_Written instruction_
Look through the material below and give the number of lines holding "styles", with no other words.

_Provided material_
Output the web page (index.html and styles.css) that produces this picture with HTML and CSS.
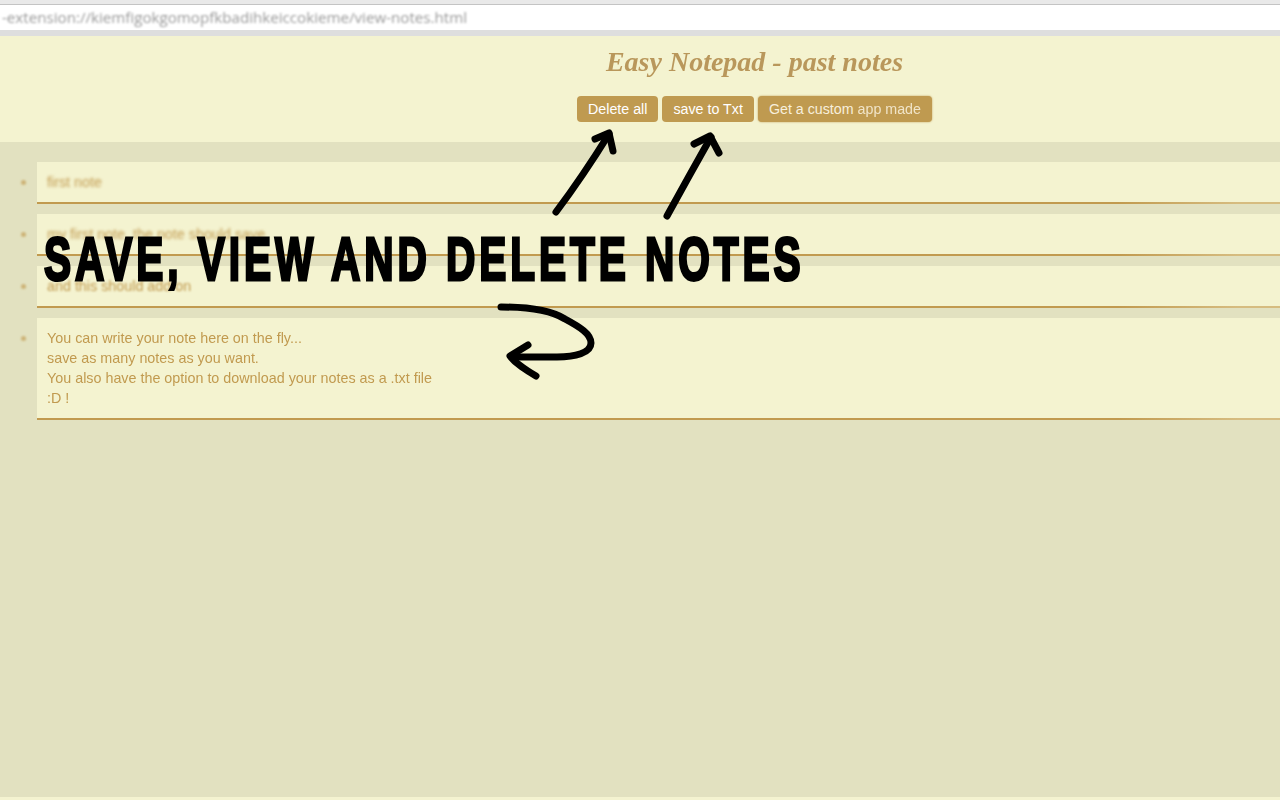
FILE: index.html
```html
<!DOCTYPE html>
<html lang="en">
<head>
<meta charset="utf-8">
<title>Easy Notepad - past notes</title>
<link rel="stylesheet" href="styles.css">
</head>
<body>
<div class="urlbar"><span class="url">-extension://kiemfigokgomopfkbadihkeiccokieme/view-notes.html</span></div>
<header class="top">
  <h1 class="title">Easy Notepad - past notes</h1>
  <div class="actions">
    <button class="btn">Delete all</button>
    <button class="btn">save to Txt</button>
    <button class="btn btn-soft">Get a custom <span class="soft">app made</span></button>
  </div>
</header>
<ul class="notes">
  <li class="note"><i class="dot"></i><div class="card"><span class="blur-strong">first note</span></div></li>
  <li class="note"><i class="dot"></i><div class="card"><span class="blur-strong">my first note, the note should save</span></div></li>
  <li class="note"><i class="dot"></i><div class="card"><span class="blur-mid">and this should add on</span></div></li>
  <li class="note"><i class="dot"></i><div class="card"><span class="blur-light">You can write your note here on the fly...</span><span class="blur-light">save as many notes as you want.</span><span class="blur-faint">You also have the option to download your notes as a .txt file</span><span class="blur-faint">:D !</span></div></li>
</ul>
<div class="bottom-strip"></div>
<div class="headline">SAVE, VIEW AND DELETE NOTES</div>
<svg class="arrows" width="1280" height="800" viewBox="0 0 1280 800" fill="none" stroke="#000" stroke-width="7" stroke-linecap="round" stroke-linejoin="round" aria-hidden="true">
  <path d="M556 212 Q583 176 609 134"/>
  <path d="M595 139 L609 133 L613 151"/>
  <path d="M667 216 Q689 176 711 137"/>
  <path d="M694 144 L710 136 L719 153"/>
  <path d="M501 307 C530 307 552 311 565 319 C580 327 591 334 591 343 C591 353 575 357 557 357 L513 357"/>
  <path d="M528 345 L510 356 C516 364 526 370 536 376"/>
</svg>
</body>
</html>
```
FILE: styles.css
```css
html, body {
  margin: 0;
  height: 800px;
  overflow: hidden;
}
body {
  position: relative;
  background: #e2e1c0;
  font-family: "Liberation Sans", Arial, sans-serif;
  display: flex;
  flex-direction: column;
}
.urlbar {
  height: 26px;
  flex: none;
  background: #fff;
  border-top: 4px solid #e9e9e9;
  border-bottom: 6px solid #dedede;
  box-shadow: inset 0 1px 0 #c4c4c4;
  display: flex;
  align-items: center;
  padding-left: 2px;
}
.url {
  font-family: "Open Sans", sans-serif;
  font-size: 15.15px;
  color: #999;
  filter: blur(0.9px);
  white-space: nowrap;
}
.top {
  height: 106px;
  flex: none;
  background: #f4f3d0;
  display: flex;
  flex-direction: column;
  align-items: center;
  padding-left: 229px;
  box-sizing: border-box;
}
.title {
  margin: 8px 0 0;
  height: 52px;
  line-height: 36px;
  font-family: "Liberation Serif", serif;
  font-style: italic;
  font-weight: 700;
  font-size: 28px;
  color: #b9975b;
  filter: blur(0.6px);
  white-space: nowrap;
}
.actions {
  display: flex;
  gap: 4px;
}
.btn {
  height: 26px;
  padding: 0 11px;
  border: 0;
  border-radius: 4px;
  background: #bf9a50;
  color: #fff;
  font-family: "Liberation Sans", Arial, sans-serif;
  font-size: 14.25px;
}
.btn-soft {
  box-shadow: 0 0 2px #bf9a50;
  color: #f7efdc;
}
.soft {
  filter: blur(0.7px);
  display: inline-block;
  color: #f0e4c8;
}
.notes {
  list-style: none;
  margin: 20px 0 0;
  padding: 0;
  display: flex;
  flex-direction: column;
  gap: 10px;
  flex: 1;
}
.note {
  display: flex;
  align-items: flex-start;
}
.dot {
  flex: none;
  width: 5px;
  height: 5px;
  margin: 18px 11px 0 21px;
  border-radius: 50%;
  background: #c19a4f;
  opacity: 0.65;
  filter: blur(0.8px);
}
.card {
  flex: 1;
  background: #f4f3d0;
  border-bottom: 2px solid #c19a4f;
  border-image: linear-gradient(90deg, #c19a4f 0, #c19a4f 1080px, #d6bc80 1200px, #d6bc80 100%) 1;
  padding: 10px;
  line-height: 20px;
  font-size: 14.33px;
  color: #c19a4f;
}
.blur-strong { filter: blur(1.4px); display: block; }
.blur-mid { filter: blur(1px); display: block; }
.blur-light { filter: blur(0.7px); display: block; }
.blur-faint { filter: blur(0.3px); display: block; }
.bottom-strip {
  height: 3px;
  flex: none;
  background: #f4f3d0;
}
.headline {
  position: absolute;
  left: 44px;
  top: 226px;
  font-family: "Liberation Sans", sans-serif;
  font-weight: 700;
  font-size: 62px;
  line-height: 66px;
  letter-spacing: 6px;
  color: #000;
  -webkit-text-stroke: 3px #000;
  white-space: nowrap;
  transform: scaleX(0.655);
  transform-origin: left center;
}
.arrows {
  position: absolute;
  left: 0;
  top: 0;
  pointer-events: none;
}
```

_Finished task_
3